Transposons are DNA transposable elements known as 'jumping genes', for they can move from one location to another on the genome, and can potentially cause mutations when they land inside a gene. However, a study published in Developmental Cell has found that LINE1 transposable elements are essential to regulate a fundamental transition in early human development, not allowing human embryonic stem cells to reverse to a previous developmental stage.

'Here we have discovered that these elements are not mere genomic parasites but are essential for early development', said senior co-author Dr Miguel Ramalho-Santos, senior investigator at the Lunenfeld-Tanenbaum Research Institute in Toronto, Canada.

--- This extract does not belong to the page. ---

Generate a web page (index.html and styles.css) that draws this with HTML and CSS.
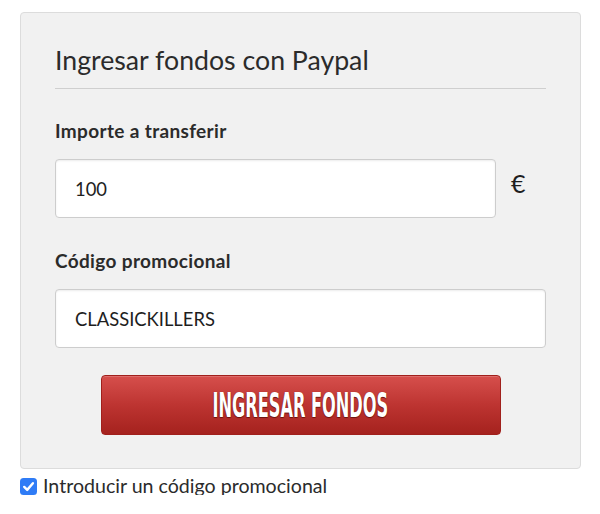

The researchers inhibited the expression of LINE1 in cultured human embryonic stem cells (hESC) and found that these cells reversed to a more primitive eight-cell stage. At this stage, the eight cells are identical and totipotent, meaning they can develop into both the embryo and placenta. Conversely, beyond this stage, hESCs can still form all fetal cells, but become less able to contribute to the placenta.

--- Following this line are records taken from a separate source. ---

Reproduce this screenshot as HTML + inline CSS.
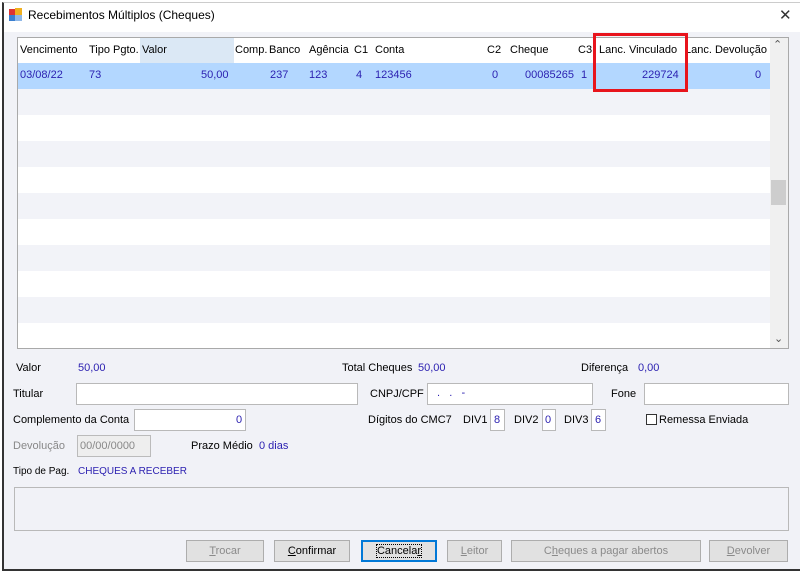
<!DOCTYPE html>
<html><head><meta charset="utf-8"><style>
*{box-sizing:border-box;margin:0;padding:0}
body{width:800px;height:573px;background:#fff;font-family:"Liberation Sans",sans-serif;font-size:11px;color:#000;position:relative;overflow:hidden}
.a{position:absolute;white-space:nowrap}
.win{position:absolute;left:2px;top:2px;width:798px;height:569px;border-left:2px solid #333;border-bottom:2px solid #333;border-top:1px solid #ccc;background:#f1f2f7}
.title{position:absolute;left:0;top:0;width:100%;height:29px;background:#fff}
.grid{position:absolute;left:17px;top:37px;width:772px;height:312px;border:1px solid #a9a9a9;background:#fff;overflow:hidden}
.row{position:absolute;left:0;width:752px;height:26px}
.inp{position:absolute;background:#fff;border:1px solid #b9b9b9}
.blue{color:#2a1fb0}
.btn{position:absolute;top:540px;height:22px;border:1px solid #adadad;background:#e1e1e1;text-align:center;line-height:20px;color:#8a8a8a}
.btn.en{color:#000}
</style></head><body>
<div class="win">
<div class="title"></div>
</div>
<div class="a" style="left:9px;top:9px;width:6px;height:6px;background:#d33"></div>
<div class="a" style="left:15px;top:8px;width:7px;height:7px;background:#f0b020"></div>
<div class="a" style="left:9px;top:15px;width:6px;height:6px;background:#3a7fd0"></div>
<div class="a" style="left:15px;top:15px;width:7px;height:6px;background:#8fb8e8"></div>
<div class="a" style="left:28px;top:8px;font-size:12px">Recebimentos Múltiplos (Cheques)</div>
<div class="a" style="left:779px;top:6px;font-size:15px;color:#333">✕</div>

<div class="grid">
<div class="a" style="left:122px;top:0;width:94px;height:25px;background:#dbe8f5"></div>
<div class="row" style="top:25px;background:#b3d7ff"></div>
<div class="row" style="top:51px;background:#f2f3f8"></div>
<div class="row" style="top:103px;background:#f2f3f8"></div>
<div class="row" style="top:155px;background:#f2f3f8"></div>
<div class="row" style="top:207px;background:#f2f3f8"></div>
<div class="row" style="top:259px;background:#f2f3f8"></div>
<div class="a" style="left:752px;top:0;width:18px;height:312px;background:#f0f0f0"></div>
<div class="a" style="left:753px;top:142px;width:15px;height:25px;background:#cdcdcd"></div>
<div class="a" style="left:755px;top:0px;font-size:11px;color:#555">⌃</div>
<div class="a" style="left:756px;top:294px;font-size:11px;color:#555">⌄</div>
</div>
<!-- header -->
<div class="a" style="left:20px;top:44px">Vencimento</div>
<div class="a" style="left:89px;top:44px">Tipo Pgto.</div>
<div class="a" style="left:142px;top:44px">Valor</div>
<div class="a" style="left:235px;top:44px">Comp.</div>
<div class="a" style="left:269px;top:44px">Banco</div>
<div class="a" style="left:309px;top:44px">Agência</div>
<div class="a" style="left:354px;top:44px">C1</div>
<div class="a" style="left:375px;top:44px">Conta</div>
<div class="a" style="left:487px;top:44px">C2</div>
<div class="a" style="left:510px;top:44px">Cheque</div>
<div class="a" style="left:578px;top:44px">C3</div>
<div class="a" style="left:599px;top:44px">Lanc. Vinculado</div>
<div class="a" style="left:685px;top:44px">Lanc. Devolução</div>
<!-- data -->
<div class="a blue" style="left:20px;top:69px">03/08/22</div>
<div class="a blue" style="left:89px;top:69px">73</div>
<div class="a blue" style="left:201px;top:69px">50,00</div>
<div class="a blue" style="left:270px;top:69px">237</div>
<div class="a blue" style="left:309px;top:69px">123</div>
<div class="a blue" style="left:356px;top:69px">4</div>
<div class="a blue" style="left:375px;top:69px">123456</div>
<div class="a blue" style="left:492px;top:69px">0</div>
<div class="a blue" style="left:525px;top:69px">00085265</div>
<div class="a blue" style="left:581px;top:69px">1</div>
<div class="a blue" style="left:642px;top:69px">229724</div>
<div class="a blue" style="left:755px;top:69px">0</div>
<div class="a" style="left:593px;top:33px;width:95px;height:59px;border:3px solid #e8141c"></div>

<div class="a" style="left:16px;top:362px">Valor</div>
<div class="a blue" style="left:78px;top:362px">50,00</div>
<div class="a" style="left:342px;top:362px">Total Cheques</div>
<div class="a blue" style="left:418px;top:362px">50,00</div>
<div class="a" style="left:581px;top:362px">Diferença</div>
<div class="a blue" style="left:638px;top:362px">0,00</div>

<div class="a" style="left:13px;top:388px">Titular</div>
<div class="inp" style="left:76px;top:383px;width:282px;height:22px"></div>
<div class="a" style="left:370px;top:388px">CNPJ/CPF</div>
<div class="inp" style="left:427px;top:383px;width:166px;height:22px"></div>
<div class="a blue" style="left:437px;top:387px">.&nbsp;&nbsp;&nbsp;.&nbsp;&nbsp;&nbsp;-</div>
<div class="a" style="left:611px;top:388px">Fone</div>
<div class="inp" style="left:644px;top:383px;width:145px;height:22px"></div>

<div class="a" style="left:13px;top:414px">Complemento da Conta</div>
<div class="inp" style="left:134px;top:409px;width:112px;height:22px"></div>
<div class="a blue" style="left:236px;top:414px">0</div>
<div class="a" style="left:368px;top:414px">Dígitos do CMC7</div>
<div class="a" style="left:463px;top:414px">DIV1</div>
<div class="inp" style="left:490px;top:409px;width:15px;height:22px"></div>
<div class="a blue" style="left:494px;top:414px">8</div>
<div class="a" style="left:514px;top:414px">DIV2</div>
<div class="inp" style="left:542px;top:409px;width:14px;height:22px"></div>
<div class="a blue" style="left:545px;top:414px">0</div>
<div class="a" style="left:564px;top:414px">DIV3</div>
<div class="inp" style="left:591px;top:409px;width:15px;height:22px"></div>
<div class="a blue" style="left:595px;top:414px">6</div>
<div class="a" style="left:646px;top:414px;width:11px;height:11px;border:1px solid #333;background:#fff"></div>
<div class="a" style="left:659px;top:414px">Remessa Enviada</div>

<div class="a" style="left:13px;top:440px;color:#888">Devolução</div>
<div class="inp" style="left:77px;top:435px;width:74px;height:22px;background:#eee;border-color:#bbb"></div>
<div class="a" style="left:80px;top:440px;color:#888">00/00/0000</div>
<div class="a" style="left:191px;top:440px">Prazo Médio</div>
<div class="a blue" style="left:259px;top:440px">0 dias</div>

<div class="a" style="left:13px;top:466px;font-size:10px">Tipo de Pag.</div>
<div class="a blue" style="left:78px;top:466px;font-size:10px">CHEQUES A RECEBER</div>
<div class="a" style="left:14px;top:487px;width:775px;height:44px;border:1px solid #b9b9b9;background:#f1f2f7"></div>

<div class="btn" style="left:186px;width:78px"><u>T</u>rocar</div>
<div class="btn en" style="left:274px;width:76px"><u>C</u>onfirmar</div>
<div class="btn en" style="left:361px;width:76px;border:1px solid #0078d7;box-shadow:inset 0 0 0 1px #0078d7"><span style="outline:1px dotted #000">Cancela<u>r</u></span></div>
<div class="btn" style="left:447px;width:55px"><u>L</u>eitor</div>
<div class="btn" style="left:511px;width:190px">C<u>h</u>eques a pagar abertos</div>
<div class="btn" style="left:709px;width:79px"><u>D</u>evolver</div>
</body></html>
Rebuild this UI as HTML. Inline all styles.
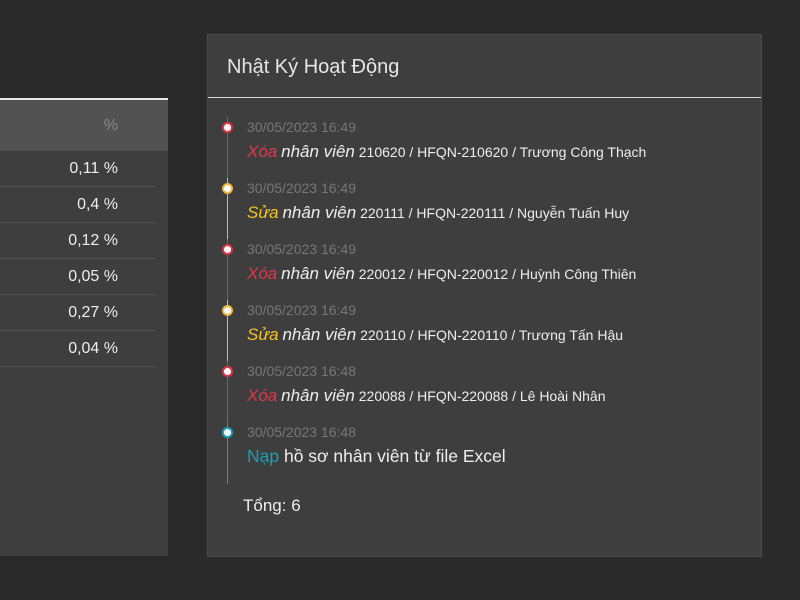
<!DOCTYPE html><html><head><meta charset="utf-8"><style>
body{margin:0;width:800px;height:600px;background:#2a2a2a;font-family:"Liberation Sans",sans-serif;position:relative;overflow:hidden}
.l{position:absolute;left:0;top:98px;width:168px;height:458px;background:#3e3e3e;border-top:2px solid #e8e8e8;box-sizing:border-box}
.lh{height:51px;background:#525252;color:#8a8a8a;font-size:16px;text-align:right;padding-right:50px;line-height:51px}
.row{height:36px;line-height:36px;color:#eee;font-size:16px;text-align:right;border-bottom:1px solid #555;width:155px;box-sizing:border-box;padding-right:37px}
.r{position:absolute;left:207px;top:34px;width:555px;height:523px;background:#3e3e3e;border:1px solid #4a4a4a;box-sizing:border-box}
.t{height:62px;border-bottom:1px solid #ddd;color:#e6e6e6;font-size:20px;line-height:64px;padding-left:19px}
.it{position:absolute;left:19px;width:520px}
.ln{position:absolute;left:19px;width:1px;z-index:0}
.dot{position:absolute;left:-5px;top:-5px;width:7px;height:7px;border-radius:50%;background:#fff;border:2px solid;z-index:2}
.d{position:absolute;left:20px;top:-8px;color:#777;font-size:14px;white-space:nowrap}
.a{position:absolute;left:20px;top:15px;color:#eee;font-size:14px;white-space:nowrap}
.a i{font-size:17px}
</style></head><body>
<div class="l"><div class="lh">%</div>
<div class="row">0,11 %</div><div class="row">0,4 %</div><div class="row">0,12 %</div><div class="row">0,05 %</div><div class="row">0,27 %</div><div class="row">0,04 %</div></div>
<div class="r"><div class="t">Nhật Ký Hoạt Động</div>
<div class="ln" style="top:82px;height:61px;background:#dc3545"></div>
<div class="ln" style="top:143px;height:61px;background:#f0b43a"></div>
<div class="ln" style="top:204px;height:61px;background:#dc3545"></div>
<div class="ln" style="top:265px;height:61px;background:#f0b43a"></div>
<div class="ln" style="top:326px;height:61px;background:#dc3545"></div>
<div class="ln" style="top:387px;height:62px;background:#17a2b8"></div>
<div class="it" style="top:92px"><div class="dot" style="border-color:#dc3545"></div><div class="d">30/05/2023 16:49</div><div class="a"><i style="color:#e0394a">Xóa</i> <i>nhân viên</i> 210620 / HFQN-210620 / Trương Công Thạch</div></div>
<div class="it" style="top:153px"><div class="dot" style="border-color:#f0b43a"></div><div class="d">30/05/2023 16:49</div><div class="a"><i style="color:#f7c51e">Sửa</i> <i>nhân viên</i> 220111 / HFQN-220111 / Nguyễn Tuấn Huy</div></div>
<div class="it" style="top:214px"><div class="dot" style="border-color:#dc3545"></div><div class="d">30/05/2023 16:49</div><div class="a"><i style="color:#e0394a">Xóa</i> <i>nhân viên</i> 220012 / HFQN-220012 / Huỳnh Công Thiên</div></div>
<div class="it" style="top:275px"><div class="dot" style="border-color:#f0b43a"></div><div class="d">30/05/2023 16:49</div><div class="a"><i style="color:#f7c51e">Sửa</i> <i>nhân viên</i> 220110 / HFQN-220110 / Trương Tấn Hậu</div></div>
<div class="it" style="top:336px"><div class="dot" style="border-color:#dc3545"></div><div class="d">30/05/2023 16:48</div><div class="a"><i style="color:#e0394a">Xóa</i> <i>nhân viên</i> 220088 / HFQN-220088 / Lê Hoài Nhân</div></div>
<div class="it" style="top:397px"><div class="dot" style="border-color:#17a2b8"></div><div class="d">30/05/2023 16:48</div><div class="a" style="font-size:17.5px;top:14px"><span style="color:#17a2b8">Nạp</span> hồ sơ nhân viên từ file Excel</div></div>
<div style="position:absolute;left:35px;top:461px;color:#eee;font-size:17px">Tổng: 6</div>
</div>
</body></html>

The authors also uncovered that LINE1 RNA and PRC2, a multiprotein complex essential for embryonic development, have a role in organising the DNA in the 3D space of the cell's nucleus. They help move chromosome 19, where key genes for the eight-cell stage are located, to a gene-silencing region of the nucleus, ensuring the embryo can progress smoothly to the subsequent stages.

'We show that LINE1 regulates gene expression at a crucial turning point where the embryo starts to specialise its cells for various functions. Our results indicate that this not an accidental occurrence but a vital evolutionary mechanism', said Dr Juan Zhang, a senior co-author and postdoctoral fellow at the Lunenfeld-Tanenbaum Research Institute.

This study sheds light on the role of LINE1 in developmental progression and its importance in early human growth, contrasting with its typical behaviour of causing harmful mutations that lead to diseases, such as haemophilia and cancer.  Thus, these findings could have implications in fertility treatments and in the use of stem cells in regenerative medicine.